— start TASK INPUT —

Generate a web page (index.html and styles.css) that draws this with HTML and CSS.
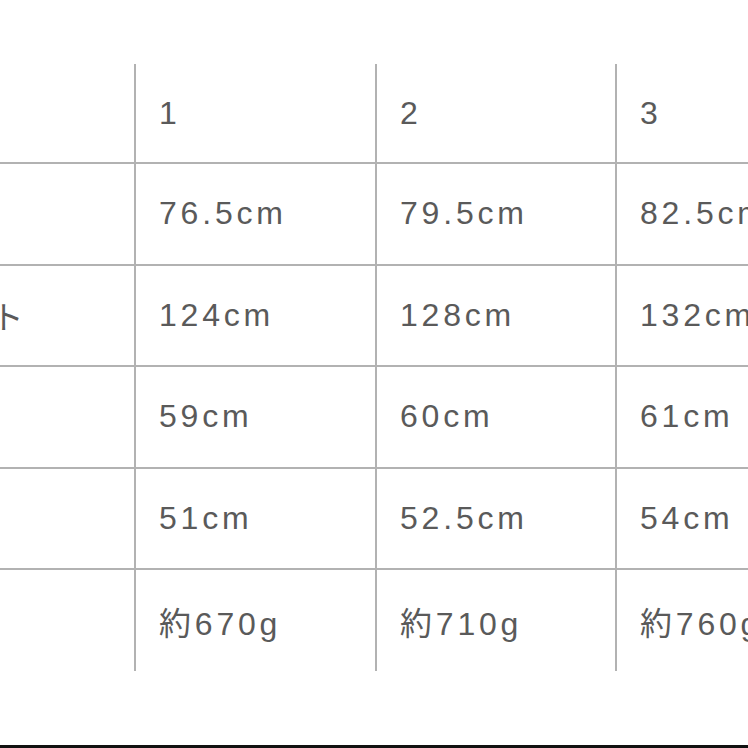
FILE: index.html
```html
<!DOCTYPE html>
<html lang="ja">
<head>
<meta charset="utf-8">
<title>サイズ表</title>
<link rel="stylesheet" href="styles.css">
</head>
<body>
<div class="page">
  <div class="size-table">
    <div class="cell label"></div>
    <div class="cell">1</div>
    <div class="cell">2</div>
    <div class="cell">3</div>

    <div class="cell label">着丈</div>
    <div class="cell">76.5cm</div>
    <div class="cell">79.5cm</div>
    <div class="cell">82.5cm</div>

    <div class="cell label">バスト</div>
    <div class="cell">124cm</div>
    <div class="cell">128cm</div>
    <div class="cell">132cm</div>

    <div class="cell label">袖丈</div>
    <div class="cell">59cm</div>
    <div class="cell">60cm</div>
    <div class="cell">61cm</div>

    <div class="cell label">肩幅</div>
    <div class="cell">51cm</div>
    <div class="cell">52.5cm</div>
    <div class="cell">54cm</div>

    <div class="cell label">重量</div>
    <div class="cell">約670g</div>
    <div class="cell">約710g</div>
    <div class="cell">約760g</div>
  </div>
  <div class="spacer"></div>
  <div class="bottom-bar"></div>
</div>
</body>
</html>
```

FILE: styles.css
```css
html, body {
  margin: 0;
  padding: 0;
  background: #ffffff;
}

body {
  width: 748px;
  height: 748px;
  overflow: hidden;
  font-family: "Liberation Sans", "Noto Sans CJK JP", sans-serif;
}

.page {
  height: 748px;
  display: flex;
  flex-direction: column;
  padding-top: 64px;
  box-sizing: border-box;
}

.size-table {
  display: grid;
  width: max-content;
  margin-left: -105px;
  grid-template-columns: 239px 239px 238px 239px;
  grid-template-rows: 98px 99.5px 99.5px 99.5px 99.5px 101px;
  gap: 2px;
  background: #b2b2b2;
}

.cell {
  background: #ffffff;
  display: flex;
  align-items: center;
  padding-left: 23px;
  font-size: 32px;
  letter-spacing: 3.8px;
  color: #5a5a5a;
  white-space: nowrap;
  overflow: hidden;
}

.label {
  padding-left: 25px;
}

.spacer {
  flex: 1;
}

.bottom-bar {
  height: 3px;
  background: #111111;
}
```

— end TASK INPUT —
— start TASK INPUT —

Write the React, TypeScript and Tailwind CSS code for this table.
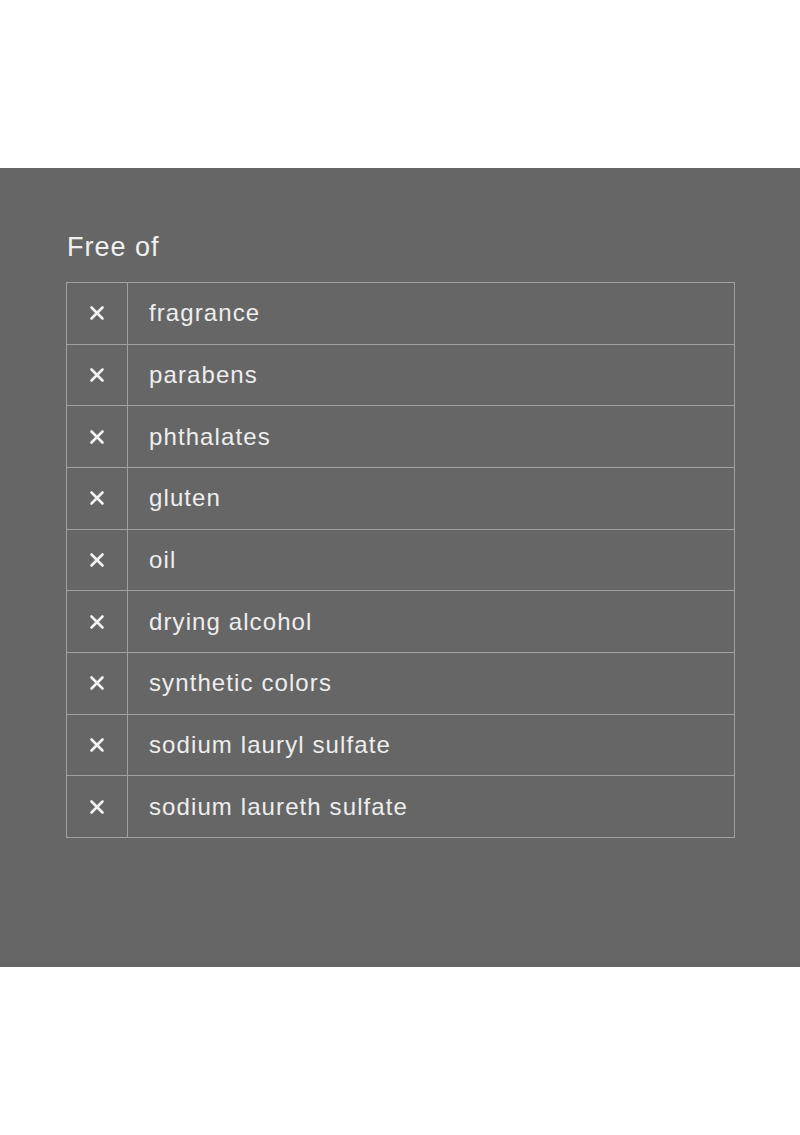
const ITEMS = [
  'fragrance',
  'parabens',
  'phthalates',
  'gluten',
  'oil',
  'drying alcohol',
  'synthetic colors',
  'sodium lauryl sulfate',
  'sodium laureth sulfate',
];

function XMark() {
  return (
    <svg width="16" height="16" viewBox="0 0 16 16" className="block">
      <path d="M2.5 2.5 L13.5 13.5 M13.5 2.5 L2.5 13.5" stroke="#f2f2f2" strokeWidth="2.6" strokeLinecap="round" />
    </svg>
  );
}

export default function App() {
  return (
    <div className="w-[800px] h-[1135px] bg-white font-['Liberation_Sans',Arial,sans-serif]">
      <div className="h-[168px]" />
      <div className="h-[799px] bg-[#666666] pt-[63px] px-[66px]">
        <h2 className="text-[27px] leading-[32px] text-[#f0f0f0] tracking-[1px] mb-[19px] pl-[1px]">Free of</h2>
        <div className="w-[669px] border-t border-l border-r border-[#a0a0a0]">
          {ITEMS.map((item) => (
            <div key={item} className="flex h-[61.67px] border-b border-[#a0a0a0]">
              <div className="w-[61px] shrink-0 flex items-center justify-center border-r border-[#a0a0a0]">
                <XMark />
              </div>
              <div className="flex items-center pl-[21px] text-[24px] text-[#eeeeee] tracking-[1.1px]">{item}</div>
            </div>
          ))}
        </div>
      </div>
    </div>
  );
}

— end TASK INPUT —

### EXERCISE TASK
Return all lines containing the word "styles".

### EXERCISE ANSWER
Generate a web page (index.html and styles.css) that draws this with HTML and CSS.
<link rel="stylesheet" href="styles.css">
FILE: styles.css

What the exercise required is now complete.